AIM: Reproduce the listing below exactly. Pictures do not belong in the copy.

···

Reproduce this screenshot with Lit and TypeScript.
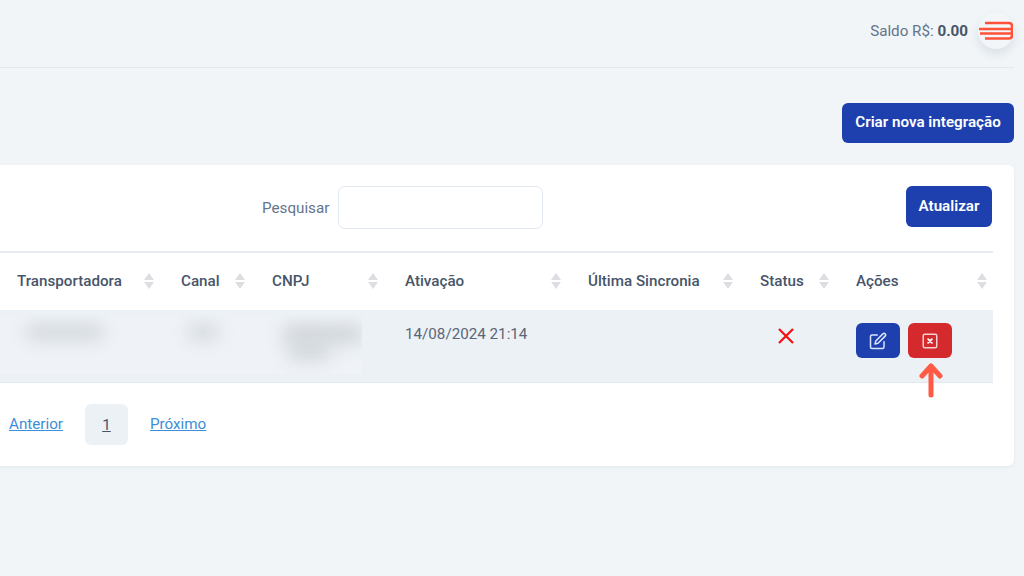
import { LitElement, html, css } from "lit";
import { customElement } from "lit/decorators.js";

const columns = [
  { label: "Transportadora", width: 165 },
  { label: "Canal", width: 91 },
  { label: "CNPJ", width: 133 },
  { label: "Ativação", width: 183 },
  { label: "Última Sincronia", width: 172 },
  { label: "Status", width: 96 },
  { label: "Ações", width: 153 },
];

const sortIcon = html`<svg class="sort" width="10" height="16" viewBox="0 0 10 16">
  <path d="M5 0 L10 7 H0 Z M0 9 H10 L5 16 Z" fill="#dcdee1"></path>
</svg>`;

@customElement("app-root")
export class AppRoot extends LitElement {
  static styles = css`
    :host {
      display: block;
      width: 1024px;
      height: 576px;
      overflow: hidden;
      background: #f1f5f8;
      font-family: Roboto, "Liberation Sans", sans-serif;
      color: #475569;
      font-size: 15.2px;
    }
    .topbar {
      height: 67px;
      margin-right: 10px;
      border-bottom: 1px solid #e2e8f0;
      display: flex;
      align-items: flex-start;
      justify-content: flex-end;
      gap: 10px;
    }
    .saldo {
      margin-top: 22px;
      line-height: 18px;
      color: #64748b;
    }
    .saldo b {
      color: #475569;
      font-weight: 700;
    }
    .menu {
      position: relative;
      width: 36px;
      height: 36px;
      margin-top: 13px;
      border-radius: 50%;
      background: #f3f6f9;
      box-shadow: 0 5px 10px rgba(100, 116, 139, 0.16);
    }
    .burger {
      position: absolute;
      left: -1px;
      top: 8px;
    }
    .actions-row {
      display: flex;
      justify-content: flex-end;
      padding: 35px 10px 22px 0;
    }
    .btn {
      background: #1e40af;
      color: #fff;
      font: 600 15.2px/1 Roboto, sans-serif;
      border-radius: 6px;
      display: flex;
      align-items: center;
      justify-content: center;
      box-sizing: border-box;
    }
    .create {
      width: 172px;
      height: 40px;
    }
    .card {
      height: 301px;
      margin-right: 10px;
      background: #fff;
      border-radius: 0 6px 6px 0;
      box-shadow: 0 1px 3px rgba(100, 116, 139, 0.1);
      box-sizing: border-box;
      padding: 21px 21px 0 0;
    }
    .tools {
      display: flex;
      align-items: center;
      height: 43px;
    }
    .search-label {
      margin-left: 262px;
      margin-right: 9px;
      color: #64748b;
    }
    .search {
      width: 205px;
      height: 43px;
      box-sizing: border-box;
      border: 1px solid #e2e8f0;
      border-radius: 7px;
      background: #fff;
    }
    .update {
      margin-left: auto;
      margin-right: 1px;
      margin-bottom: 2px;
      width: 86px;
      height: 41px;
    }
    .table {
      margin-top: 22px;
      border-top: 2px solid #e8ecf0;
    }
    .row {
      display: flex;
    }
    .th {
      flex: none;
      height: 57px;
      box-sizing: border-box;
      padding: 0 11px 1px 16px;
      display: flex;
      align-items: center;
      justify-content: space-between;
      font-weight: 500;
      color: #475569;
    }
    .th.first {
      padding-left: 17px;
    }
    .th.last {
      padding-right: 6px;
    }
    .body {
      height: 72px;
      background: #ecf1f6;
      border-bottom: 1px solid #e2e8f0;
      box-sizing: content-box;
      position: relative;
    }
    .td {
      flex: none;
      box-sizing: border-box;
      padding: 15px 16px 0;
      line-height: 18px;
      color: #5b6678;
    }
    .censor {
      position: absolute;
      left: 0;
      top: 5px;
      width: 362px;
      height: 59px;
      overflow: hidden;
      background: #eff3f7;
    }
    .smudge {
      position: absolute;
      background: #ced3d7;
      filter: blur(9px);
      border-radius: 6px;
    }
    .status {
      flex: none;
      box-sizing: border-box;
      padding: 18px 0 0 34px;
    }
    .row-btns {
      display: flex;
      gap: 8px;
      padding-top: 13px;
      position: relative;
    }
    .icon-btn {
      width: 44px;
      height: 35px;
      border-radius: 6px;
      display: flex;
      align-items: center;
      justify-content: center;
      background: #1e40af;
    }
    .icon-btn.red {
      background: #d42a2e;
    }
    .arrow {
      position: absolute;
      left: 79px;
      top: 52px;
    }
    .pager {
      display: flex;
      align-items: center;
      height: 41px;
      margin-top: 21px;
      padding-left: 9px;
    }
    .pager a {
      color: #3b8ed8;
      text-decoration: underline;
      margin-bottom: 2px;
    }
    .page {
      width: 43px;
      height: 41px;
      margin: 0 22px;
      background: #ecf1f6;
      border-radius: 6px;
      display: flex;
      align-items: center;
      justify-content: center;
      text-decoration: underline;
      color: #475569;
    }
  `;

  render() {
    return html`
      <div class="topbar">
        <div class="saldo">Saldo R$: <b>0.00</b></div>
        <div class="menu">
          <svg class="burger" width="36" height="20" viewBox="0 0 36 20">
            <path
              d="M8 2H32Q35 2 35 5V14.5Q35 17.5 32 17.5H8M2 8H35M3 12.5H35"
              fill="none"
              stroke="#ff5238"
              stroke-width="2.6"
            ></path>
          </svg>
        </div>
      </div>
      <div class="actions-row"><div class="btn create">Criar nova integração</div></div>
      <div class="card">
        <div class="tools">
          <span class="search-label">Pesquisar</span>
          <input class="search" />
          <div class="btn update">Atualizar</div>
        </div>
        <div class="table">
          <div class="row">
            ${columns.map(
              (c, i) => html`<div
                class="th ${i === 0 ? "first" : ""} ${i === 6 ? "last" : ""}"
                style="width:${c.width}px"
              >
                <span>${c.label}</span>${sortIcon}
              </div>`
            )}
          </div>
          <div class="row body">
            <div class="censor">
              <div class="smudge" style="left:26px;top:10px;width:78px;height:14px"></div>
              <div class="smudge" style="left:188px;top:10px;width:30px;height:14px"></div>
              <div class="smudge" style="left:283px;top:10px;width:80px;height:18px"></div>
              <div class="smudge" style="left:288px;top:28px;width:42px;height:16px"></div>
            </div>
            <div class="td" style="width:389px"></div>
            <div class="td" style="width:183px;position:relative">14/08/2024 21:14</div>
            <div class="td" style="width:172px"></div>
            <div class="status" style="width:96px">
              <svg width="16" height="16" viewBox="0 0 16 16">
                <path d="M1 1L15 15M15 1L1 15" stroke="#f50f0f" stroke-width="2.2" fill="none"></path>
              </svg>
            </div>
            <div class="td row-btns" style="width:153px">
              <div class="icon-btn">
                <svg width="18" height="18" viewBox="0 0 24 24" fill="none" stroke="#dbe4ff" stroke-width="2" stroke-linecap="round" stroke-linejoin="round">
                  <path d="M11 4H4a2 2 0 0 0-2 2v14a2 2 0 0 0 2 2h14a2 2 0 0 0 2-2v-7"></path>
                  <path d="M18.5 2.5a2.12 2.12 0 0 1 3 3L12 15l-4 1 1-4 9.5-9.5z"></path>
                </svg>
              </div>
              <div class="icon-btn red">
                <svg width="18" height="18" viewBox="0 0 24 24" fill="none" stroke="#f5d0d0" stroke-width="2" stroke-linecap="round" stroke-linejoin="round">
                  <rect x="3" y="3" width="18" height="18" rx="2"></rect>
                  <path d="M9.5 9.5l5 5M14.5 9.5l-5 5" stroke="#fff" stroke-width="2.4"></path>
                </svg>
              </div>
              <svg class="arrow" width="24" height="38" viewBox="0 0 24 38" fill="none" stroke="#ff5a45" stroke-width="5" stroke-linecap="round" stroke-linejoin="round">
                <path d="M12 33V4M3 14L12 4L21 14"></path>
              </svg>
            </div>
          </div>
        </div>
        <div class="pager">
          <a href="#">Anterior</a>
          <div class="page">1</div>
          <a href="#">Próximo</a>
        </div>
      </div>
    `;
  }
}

···

TASK RESPONSE:
Reproduce this screenshot with Lit and TypeScript.
import { LitElement, html, css } from "lit";
import { customElement } from "lit/decorators.js";

const columns = [
  { label: "Transportadora", width: 165 },
  { label: "Canal", width: 91 },
  { label: "CNPJ", width: 133 },
  { label: "Ativação", width: 183 },
  { label: "Última Sincronia", width: 172 },
  { label: "Status", width: 96 },
  { label: "Ações", width: 153 },
];

const sortIcon = html`<svg class="sort" width="10" height="16" viewBox="0 0 10 16">
  <path d="M5 0 L10 7 H0 Z M0 9 H10 L5 16 Z" fill="#dcdee1"></path>
</svg>`;

@customElement("app-root")
export class AppRoot extends LitElement {
  static styles = css`
    :host {
      display: block;
      width: 1024px;
      height: 576px;
      overflow: hidden;
      background: #f1f5f8;
      font-family: Roboto, "Liberation Sans", sans-serif;
      color: #475569;
      font-size: 15.2px;
    }
    .topbar {
      height: 67px;
      margin-right: 10px;
      border-bottom: 1px solid #e2e8f0;
      display: flex;
      align-items: flex-start;
      justify-content: flex-end;
      gap: 10px;
    }
    .saldo {
      margin-top: 22px;
      line-height: 18px;
      color: #64748b;
    }
    .saldo b {
      color: #475569;
      font-weight: 700;
    }
    .menu {
      position: relative;
      width: 36px;
      height: 36px;
      margin-top: 13px;
      border-radius: 50%;
      background: #f3f6f9;
      box-shadow: 0 5px 10px rgba(100, 116, 139, 0.16);
    }
    .burger {
      position: absolute;
      left: -1px;
      top: 8px;
    }
    .actions-row {
      display: flex;
      justify-content: flex-end;
      padding: 35px 10px 22px 0;
    }
    .btn {
      background: #1e40af;
      color: #fff;
      font: 600 15.2px/1 Roboto, sans-serif;
      border-radius: 6px;
      display: flex;
      align-items: center;
      justify-content: center;
      box-sizing: border-box;
    }
    .create {
      width: 172px;
      height: 40px;
    }
    .card {
      height: 301px;
      margin-right: 10px;
      background: #fff;
      border-radius: 0 6px 6px 0;
      box-shadow: 0 1px 3px rgba(100, 116, 139, 0.1);
      box-sizing: border-box;
      padding: 21px 21px 0 0;
    }
    .tools {
      display: flex;
      align-items: center;
      height: 43px;
    }
    .search-label {
      margin-left: 262px;
      margin-right: 9px;
      color: #64748b;
    }
    .search {
      width: 205px;
      height: 43px;
      box-sizing: border-box;
      border: 1px solid #e2e8f0;
      border-radius: 7px;
      background: #fff;
    }
    .update {
      margin-left: auto;
      margin-right: 1px;
      margin-bottom: 2px;
      width: 86px;
      height: 41px;
    }
    .table {
      margin-top: 22px;
      border-top: 2px solid #e8ecf0;
    }
    .row {
      display: flex;
    }
    .th {
      flex: none;
      height: 57px;
      box-sizing: border-box;
      padding: 0 11px 1px 16px;
      display: flex;
      align-items: center;
      justify-content: space-between;
      font-weight: 500;
      color: #475569;
    }
    .th.first {
      padding-left: 17px;
    }
    .th.last {
      padding-right: 6px;
    }
    .body {
      height: 72px;
      background: #ecf1f6;
      border-bottom: 1px solid #e2e8f0;
      box-sizing: content-box;
      position: relative;
    }
    .td {
      flex: none;
      box-sizing: border-box;
      padding: 15px 16px 0;
      line-height: 18px;
      color: #5b6678;
    }
    .censor {
      position: absolute;
      left: 0;
      top: 5px;
      width: 362px;
      height: 59px;
      overflow: hidden;
      background: #eff3f7;
    }
    .smudge {
      position: absolute;
      background: #ced3d7;
      filter: blur(9px);
      border-radius: 6px;
    }
    .status {
      flex: none;
      box-sizing: border-box;
      padding: 18px 0 0 34px;
    }
    .row-btns {
      display: flex;
      gap: 8px;
      padding-top: 13px;
      position: relative;
    }
    .icon-btn {
      width: 44px;
      height: 35px;
      border-radius: 6px;
      display: flex;
      align-items: center;
      justify-content: center;
      background: #1e40af;
    }
    .icon-btn.red {
      background: #d42a2e;
    }
    .arrow {
      position: absolute;
      left: 79px;
      top: 52px;
    }
    .pager {
      display: flex;
      align-items: center;
      height: 41px;
      margin-top: 21px;
      padding-left: 9px;
    }
    .pager a {
      color: #3b8ed8;
      text-decoration: underline;
      margin-bottom: 2px;
    }
    .page {
      width: 43px;
      height: 41px;
      margin: 0 22px;
      background: #ecf1f6;
      border-radius: 6px;
      display: flex;
      align-items: center;
      justify-content: center;
      text-decoration: underline;
      color: #475569;
    }
  `;

  render() {
    return html`
      <div class="topbar">
        <div class="saldo">Saldo R$: <b>0.00</b></div>
        <div class="menu">
          <svg class="burger" width="36" height="20" viewBox="0 0 36 20">
            <path
              d="M8 2H32Q35 2 35 5V14.5Q35 17.5 32 17.5H8M2 8H35M3 12.5H35"
              fill="none"
              stroke="#ff5238"
              stroke-width="2.6"
            ></path>
          </svg>
        </div>
      </div>
      <div class="actions-row"><div class="btn create">Criar nova integração</div></div>
      <div class="card">
        <div class="tools">
          <span class="search-label">Pesquisar</span>
          <input class="search" />
          <div class="btn update">Atualizar</div>
        </div>
        <div class="table">
          <div class="row">
            ${columns.map(
              (c, i) => html`<div
                class="th ${i === 0 ? "first" : ""} ${i === 6 ? "last" : ""}"
                style="width:${c.width}px"
              >
                <span>${c.label}</span>${sortIcon}
              </div>`
            )}
          </div>
          <div class="row body">
            <div class="censor">
              <div class="smudge" style="left:26px;top:10px;width:78px;height:14px"></div>
              <div class="smudge" style="left:188px;top:10px;width:30px;height:14px"></div>
              <div class="smudge" style="left:283px;top:10px;width:80px;height:18px"></div>
              <div class="smudge" style="left:288px;top:28px;width:42px;height:16px"></div>
            </div>
            <div class="td" style="width:389px"></div>
            <div class="td" style="width:183px;position:relative">14/08/2024 21:14</div>
            <div class="td" style="width:172px"></div>
            <div class="status" style="width:96px">
              <svg width="16" height="16" viewBox="0 0 16 16">
                <path d="M1 1L15 15M15 1L1 15" stroke="#f50f0f" stroke-width="2.2" fill="none"></path>
              </svg>
            </div>
            <div class="td row-btns" style="width:153px">
              <div class="icon-btn">
                <svg width="18" height="18" viewBox="0 0 24 24" fill="none" stroke="#dbe4ff" stroke-width="2" stroke-linecap="round" stroke-linejoin="round">
                  <path d="M11 4H4a2 2 0 0 0-2 2v14a2 2 0 0 0 2 2h14a2 2 0 0 0 2-2v-7"></path>
                  <path d="M18.5 2.5a2.12 2.12 0 0 1 3 3L12 15l-4 1 1-4 9.5-9.5z"></path>
                </svg>
              </div>
              <div class="icon-btn red">
                <svg width="18" height="18" viewBox="0 0 24 24" fill="none" stroke="#f5d0d0" stroke-width="2" stroke-linecap="round" stroke-linejoin="round">
                  <rect x="3" y="3" width="18" height="18" rx="2"></rect>
                  <path d="M9.5 9.5l5 5M14.5 9.5l-5 5" stroke="#fff" stroke-width="2.4"></path>
                </svg>
              </div>
              <svg class="arrow" width="24" height="38" viewBox="0 0 24 38" fill="none" stroke="#ff5a45" stroke-width="5" stroke-linecap="round" stroke-linejoin="round">
                <path d="M12 33V4M3 14L12 4L21 14"></path>
              </svg>
            </div>
          </div>
        </div>
        <div class="pager">
          <a href="#">Anterior</a>
          <div class="page">1</div>
          <a href="#">Próximo</a>
        </div>
      </div>
    `;
  }
}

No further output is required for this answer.